* _TO DO_
Which lines in the material below contain the word "React"? Copy each of them.

* _STORED DATA_
— Start —

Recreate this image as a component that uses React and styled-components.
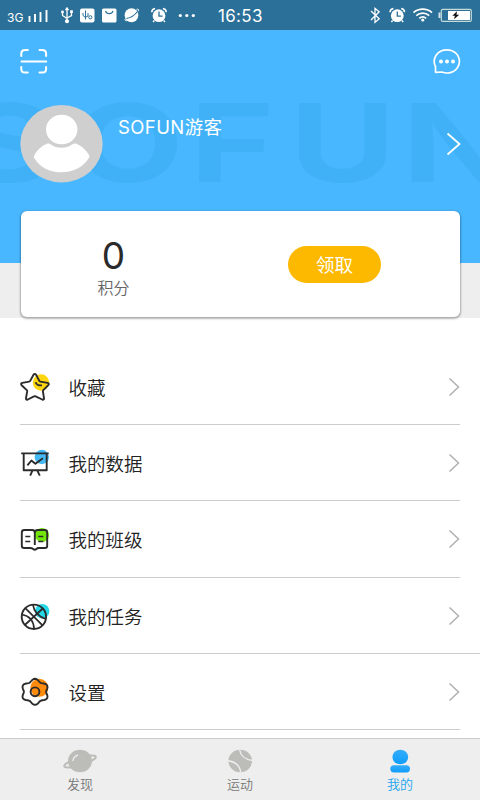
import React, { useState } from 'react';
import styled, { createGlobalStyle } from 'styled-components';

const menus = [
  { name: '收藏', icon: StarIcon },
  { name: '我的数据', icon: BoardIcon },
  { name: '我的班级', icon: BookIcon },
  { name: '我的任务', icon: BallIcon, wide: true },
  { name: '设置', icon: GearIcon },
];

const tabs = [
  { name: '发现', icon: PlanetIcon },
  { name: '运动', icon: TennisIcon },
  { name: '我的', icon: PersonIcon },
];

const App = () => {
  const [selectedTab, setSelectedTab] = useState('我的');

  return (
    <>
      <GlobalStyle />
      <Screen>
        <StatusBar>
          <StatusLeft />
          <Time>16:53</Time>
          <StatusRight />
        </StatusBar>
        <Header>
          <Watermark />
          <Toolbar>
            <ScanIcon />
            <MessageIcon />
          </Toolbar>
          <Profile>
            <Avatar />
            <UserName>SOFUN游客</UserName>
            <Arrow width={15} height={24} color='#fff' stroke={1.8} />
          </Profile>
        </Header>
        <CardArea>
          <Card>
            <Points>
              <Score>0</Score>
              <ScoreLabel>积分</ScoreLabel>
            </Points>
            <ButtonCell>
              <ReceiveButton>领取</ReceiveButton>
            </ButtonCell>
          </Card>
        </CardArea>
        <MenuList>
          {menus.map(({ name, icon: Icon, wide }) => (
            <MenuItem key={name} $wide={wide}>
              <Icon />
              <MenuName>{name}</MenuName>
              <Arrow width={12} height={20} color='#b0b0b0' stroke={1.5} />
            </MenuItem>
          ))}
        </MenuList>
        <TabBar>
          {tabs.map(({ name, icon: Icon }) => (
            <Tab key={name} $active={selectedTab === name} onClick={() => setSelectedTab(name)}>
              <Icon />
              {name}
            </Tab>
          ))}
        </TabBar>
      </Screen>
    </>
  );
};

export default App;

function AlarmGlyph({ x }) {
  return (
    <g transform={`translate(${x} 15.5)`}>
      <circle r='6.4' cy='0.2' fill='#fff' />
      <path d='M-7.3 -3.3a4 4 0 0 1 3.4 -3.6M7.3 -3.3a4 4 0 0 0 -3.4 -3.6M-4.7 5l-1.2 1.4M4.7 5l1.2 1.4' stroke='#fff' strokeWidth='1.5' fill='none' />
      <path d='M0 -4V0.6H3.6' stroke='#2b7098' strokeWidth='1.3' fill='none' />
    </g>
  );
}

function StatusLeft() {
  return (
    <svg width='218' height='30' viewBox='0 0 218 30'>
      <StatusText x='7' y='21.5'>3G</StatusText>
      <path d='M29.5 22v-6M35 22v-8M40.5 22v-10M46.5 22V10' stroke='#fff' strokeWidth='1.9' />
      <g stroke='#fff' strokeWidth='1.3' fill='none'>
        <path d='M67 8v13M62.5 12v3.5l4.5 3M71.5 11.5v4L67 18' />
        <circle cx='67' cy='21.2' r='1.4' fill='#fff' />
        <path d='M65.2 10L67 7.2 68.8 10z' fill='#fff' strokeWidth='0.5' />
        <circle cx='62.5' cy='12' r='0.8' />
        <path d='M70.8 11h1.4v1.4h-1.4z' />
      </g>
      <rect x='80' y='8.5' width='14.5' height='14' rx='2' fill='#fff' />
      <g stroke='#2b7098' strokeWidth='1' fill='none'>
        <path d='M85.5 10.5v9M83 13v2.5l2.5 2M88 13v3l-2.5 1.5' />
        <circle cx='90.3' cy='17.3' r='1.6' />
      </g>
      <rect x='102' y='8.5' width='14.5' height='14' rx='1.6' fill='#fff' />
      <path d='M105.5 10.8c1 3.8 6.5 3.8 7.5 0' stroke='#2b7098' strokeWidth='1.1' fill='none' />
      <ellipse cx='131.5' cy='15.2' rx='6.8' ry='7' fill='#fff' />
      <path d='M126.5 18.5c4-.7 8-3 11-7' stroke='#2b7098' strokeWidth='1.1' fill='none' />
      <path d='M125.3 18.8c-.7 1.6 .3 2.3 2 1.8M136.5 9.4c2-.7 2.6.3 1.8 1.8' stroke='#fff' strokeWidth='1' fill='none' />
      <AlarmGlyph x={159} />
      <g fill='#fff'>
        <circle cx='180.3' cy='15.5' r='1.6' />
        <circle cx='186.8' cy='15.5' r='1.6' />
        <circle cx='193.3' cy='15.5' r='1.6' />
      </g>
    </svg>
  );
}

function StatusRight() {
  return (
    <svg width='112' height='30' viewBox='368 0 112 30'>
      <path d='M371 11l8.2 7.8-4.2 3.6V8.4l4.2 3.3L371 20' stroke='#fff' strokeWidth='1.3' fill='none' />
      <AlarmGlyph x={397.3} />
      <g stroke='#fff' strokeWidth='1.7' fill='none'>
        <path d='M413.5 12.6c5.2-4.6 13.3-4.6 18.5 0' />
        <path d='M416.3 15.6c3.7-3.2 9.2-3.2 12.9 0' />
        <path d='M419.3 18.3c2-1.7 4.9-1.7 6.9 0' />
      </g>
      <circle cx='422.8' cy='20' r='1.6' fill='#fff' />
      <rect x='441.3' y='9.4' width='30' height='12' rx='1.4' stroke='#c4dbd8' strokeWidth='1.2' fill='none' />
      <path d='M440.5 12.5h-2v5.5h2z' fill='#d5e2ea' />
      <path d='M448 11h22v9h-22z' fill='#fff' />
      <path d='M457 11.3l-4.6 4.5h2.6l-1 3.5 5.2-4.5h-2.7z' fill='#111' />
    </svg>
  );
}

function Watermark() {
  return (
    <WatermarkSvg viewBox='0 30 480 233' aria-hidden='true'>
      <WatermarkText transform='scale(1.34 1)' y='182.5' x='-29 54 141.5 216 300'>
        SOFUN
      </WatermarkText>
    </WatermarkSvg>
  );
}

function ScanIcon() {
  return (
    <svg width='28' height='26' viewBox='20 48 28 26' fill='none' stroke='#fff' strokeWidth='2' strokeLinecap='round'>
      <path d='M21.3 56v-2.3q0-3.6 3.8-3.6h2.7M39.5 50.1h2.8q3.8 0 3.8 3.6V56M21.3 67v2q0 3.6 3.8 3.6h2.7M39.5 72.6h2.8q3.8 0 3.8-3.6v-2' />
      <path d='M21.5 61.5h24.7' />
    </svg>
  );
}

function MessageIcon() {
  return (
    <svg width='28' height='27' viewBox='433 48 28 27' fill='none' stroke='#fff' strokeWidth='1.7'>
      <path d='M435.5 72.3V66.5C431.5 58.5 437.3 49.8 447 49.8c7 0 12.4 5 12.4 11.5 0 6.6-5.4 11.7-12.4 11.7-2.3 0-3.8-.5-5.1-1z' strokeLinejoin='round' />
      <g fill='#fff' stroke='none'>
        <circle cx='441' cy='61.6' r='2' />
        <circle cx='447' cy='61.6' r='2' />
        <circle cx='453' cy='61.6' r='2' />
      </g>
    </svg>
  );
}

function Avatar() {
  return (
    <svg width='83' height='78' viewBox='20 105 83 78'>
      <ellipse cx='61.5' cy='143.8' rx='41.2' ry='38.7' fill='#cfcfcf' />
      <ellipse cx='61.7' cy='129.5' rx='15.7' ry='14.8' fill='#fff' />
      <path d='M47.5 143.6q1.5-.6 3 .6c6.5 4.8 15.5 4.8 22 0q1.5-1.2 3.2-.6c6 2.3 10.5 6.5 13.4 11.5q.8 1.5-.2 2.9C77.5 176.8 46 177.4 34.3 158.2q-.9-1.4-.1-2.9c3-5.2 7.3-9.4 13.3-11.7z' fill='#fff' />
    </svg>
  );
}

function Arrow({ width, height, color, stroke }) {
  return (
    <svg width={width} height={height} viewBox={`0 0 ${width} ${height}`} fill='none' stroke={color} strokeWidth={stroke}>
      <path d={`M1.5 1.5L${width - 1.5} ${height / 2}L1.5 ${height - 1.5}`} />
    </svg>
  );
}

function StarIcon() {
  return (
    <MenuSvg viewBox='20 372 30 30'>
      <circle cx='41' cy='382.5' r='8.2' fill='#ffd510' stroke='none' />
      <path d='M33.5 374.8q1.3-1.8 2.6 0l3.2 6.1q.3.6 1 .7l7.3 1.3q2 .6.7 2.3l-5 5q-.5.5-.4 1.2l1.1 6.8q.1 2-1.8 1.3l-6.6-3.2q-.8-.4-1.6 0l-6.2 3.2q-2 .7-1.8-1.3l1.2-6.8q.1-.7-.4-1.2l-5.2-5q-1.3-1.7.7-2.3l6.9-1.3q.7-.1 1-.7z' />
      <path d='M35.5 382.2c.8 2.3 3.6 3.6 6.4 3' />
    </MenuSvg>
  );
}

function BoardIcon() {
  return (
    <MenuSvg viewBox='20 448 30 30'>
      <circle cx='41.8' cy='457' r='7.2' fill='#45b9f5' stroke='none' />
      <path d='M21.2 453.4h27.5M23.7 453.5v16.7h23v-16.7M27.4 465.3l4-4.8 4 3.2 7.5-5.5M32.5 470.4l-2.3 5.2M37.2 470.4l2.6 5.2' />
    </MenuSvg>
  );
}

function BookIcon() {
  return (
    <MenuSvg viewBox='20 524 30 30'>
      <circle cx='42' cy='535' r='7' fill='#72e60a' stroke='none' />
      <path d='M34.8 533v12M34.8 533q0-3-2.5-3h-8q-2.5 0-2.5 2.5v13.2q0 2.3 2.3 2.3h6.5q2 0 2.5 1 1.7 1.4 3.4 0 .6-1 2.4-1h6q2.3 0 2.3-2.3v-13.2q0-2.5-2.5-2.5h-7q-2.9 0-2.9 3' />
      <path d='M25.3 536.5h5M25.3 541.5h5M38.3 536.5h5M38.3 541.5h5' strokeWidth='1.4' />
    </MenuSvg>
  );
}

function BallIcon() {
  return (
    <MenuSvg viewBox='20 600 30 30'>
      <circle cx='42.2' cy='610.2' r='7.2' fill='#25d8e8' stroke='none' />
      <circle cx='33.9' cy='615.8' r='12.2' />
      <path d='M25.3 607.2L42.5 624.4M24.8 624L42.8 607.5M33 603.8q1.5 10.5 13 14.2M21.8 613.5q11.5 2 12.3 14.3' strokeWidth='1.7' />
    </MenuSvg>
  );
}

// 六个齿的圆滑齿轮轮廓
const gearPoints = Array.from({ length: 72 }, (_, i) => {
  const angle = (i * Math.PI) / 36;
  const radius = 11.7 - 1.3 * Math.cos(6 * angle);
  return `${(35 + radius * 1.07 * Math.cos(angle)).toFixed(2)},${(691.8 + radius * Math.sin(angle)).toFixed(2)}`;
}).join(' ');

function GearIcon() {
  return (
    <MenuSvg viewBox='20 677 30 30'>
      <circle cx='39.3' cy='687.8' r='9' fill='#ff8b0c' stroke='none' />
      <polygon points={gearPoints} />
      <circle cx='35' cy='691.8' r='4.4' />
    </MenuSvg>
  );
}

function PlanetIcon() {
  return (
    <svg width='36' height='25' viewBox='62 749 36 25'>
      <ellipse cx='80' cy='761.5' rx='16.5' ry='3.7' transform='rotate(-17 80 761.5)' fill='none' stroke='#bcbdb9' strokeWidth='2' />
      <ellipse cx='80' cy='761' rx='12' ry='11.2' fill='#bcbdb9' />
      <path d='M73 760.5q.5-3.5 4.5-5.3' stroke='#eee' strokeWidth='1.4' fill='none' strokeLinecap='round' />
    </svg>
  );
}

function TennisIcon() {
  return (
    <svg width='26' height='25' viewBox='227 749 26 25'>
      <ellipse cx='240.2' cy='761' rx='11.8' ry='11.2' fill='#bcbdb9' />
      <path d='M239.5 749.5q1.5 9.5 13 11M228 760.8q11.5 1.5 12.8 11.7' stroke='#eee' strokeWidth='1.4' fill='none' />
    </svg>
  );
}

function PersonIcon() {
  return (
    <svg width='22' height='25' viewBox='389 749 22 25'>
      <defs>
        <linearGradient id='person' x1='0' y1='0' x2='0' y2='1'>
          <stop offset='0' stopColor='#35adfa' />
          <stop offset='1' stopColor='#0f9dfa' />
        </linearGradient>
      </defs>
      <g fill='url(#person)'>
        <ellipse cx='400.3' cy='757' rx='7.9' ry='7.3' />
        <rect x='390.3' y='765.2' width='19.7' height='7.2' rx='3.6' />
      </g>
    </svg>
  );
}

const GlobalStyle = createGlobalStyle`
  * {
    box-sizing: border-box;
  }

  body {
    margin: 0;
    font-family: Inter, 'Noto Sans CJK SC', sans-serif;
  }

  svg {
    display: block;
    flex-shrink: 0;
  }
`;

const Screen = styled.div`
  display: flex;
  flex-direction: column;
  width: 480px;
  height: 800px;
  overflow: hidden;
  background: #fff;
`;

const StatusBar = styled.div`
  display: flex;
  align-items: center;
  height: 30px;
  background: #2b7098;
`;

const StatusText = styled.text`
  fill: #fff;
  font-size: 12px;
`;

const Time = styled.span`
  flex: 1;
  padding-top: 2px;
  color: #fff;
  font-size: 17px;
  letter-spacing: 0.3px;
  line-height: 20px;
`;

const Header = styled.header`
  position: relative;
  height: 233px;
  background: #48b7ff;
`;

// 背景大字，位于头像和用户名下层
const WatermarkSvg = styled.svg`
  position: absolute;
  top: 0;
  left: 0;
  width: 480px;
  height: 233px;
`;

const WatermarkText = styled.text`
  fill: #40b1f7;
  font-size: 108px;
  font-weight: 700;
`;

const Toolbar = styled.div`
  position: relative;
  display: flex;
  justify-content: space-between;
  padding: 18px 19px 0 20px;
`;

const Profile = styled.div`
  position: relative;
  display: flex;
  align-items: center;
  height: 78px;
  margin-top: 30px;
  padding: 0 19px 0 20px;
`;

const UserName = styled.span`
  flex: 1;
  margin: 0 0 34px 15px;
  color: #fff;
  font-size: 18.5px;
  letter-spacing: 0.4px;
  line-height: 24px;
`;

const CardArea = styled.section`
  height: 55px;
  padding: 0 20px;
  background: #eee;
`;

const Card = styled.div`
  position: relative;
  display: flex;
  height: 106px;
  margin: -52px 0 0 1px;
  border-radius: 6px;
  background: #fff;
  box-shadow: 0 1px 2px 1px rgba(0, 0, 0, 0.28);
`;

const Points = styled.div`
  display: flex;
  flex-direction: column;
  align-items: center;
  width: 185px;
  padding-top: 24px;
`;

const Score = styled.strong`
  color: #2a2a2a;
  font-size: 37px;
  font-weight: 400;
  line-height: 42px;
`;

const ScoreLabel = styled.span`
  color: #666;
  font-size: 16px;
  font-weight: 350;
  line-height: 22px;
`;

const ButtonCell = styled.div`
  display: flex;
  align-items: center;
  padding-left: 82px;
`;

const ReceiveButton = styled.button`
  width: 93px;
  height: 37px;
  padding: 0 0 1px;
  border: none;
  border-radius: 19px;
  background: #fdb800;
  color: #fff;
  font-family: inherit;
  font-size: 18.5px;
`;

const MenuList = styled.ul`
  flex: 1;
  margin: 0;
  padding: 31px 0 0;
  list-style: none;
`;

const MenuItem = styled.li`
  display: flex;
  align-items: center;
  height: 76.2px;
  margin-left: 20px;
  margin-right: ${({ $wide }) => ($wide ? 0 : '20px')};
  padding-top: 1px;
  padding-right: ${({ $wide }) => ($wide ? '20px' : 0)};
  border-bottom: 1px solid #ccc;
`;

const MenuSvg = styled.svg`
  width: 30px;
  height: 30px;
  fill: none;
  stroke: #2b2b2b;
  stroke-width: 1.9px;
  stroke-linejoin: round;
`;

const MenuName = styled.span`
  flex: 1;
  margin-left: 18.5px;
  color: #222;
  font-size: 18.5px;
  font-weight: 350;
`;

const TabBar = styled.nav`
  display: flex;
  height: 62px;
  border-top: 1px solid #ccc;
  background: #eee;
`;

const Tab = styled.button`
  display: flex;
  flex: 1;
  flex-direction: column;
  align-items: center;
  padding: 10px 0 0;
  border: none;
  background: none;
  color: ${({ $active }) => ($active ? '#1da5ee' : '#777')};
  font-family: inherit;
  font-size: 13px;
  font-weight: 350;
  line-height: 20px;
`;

— End —

* _ANSWER FOR THIS EXERCISE_
Recreate this image as a component that uses React and styled-components.
import React, { useState } from 'react';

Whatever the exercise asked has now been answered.